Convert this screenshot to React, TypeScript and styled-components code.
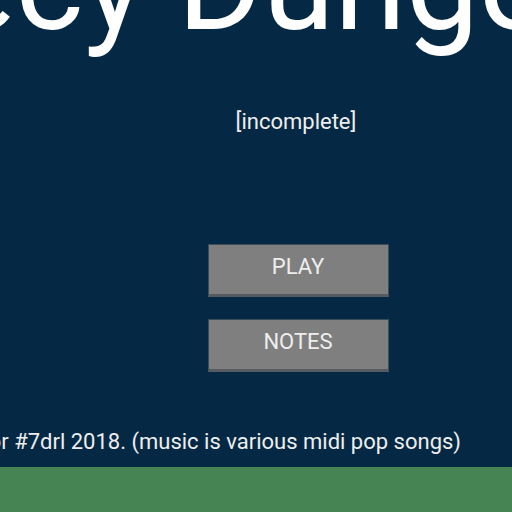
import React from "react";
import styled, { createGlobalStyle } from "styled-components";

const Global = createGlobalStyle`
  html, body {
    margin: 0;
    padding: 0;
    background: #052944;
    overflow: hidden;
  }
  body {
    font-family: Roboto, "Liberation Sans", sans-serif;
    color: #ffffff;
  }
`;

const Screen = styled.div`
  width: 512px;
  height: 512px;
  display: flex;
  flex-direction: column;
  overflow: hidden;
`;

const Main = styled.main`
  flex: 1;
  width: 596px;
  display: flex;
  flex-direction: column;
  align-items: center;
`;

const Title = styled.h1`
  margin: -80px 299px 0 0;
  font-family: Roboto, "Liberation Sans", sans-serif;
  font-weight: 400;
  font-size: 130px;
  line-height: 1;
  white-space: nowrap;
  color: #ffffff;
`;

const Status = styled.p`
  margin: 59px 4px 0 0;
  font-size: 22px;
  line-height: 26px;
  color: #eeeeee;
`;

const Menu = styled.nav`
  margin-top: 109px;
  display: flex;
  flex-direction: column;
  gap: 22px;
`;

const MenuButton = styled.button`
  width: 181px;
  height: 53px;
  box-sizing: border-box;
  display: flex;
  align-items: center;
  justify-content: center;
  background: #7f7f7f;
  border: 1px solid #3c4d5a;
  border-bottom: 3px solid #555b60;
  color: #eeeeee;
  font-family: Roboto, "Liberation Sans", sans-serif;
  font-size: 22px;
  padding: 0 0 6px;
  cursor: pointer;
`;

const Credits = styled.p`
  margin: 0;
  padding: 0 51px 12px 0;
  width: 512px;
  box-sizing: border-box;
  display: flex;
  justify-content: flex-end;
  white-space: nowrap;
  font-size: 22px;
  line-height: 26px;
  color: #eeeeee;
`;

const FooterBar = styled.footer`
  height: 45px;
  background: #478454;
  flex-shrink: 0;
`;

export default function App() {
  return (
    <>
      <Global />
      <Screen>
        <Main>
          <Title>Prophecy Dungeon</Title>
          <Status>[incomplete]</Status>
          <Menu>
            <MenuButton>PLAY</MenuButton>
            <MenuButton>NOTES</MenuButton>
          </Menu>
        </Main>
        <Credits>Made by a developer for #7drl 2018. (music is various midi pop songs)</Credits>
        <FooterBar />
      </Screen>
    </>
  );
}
------
Instructions for the task: Search the material above for "components". Pull out each line where it shows up.

The response:
Convert this screenshot to React, TypeScript and styled-components code.
import styled, { createGlobalStyle } from "styled-components";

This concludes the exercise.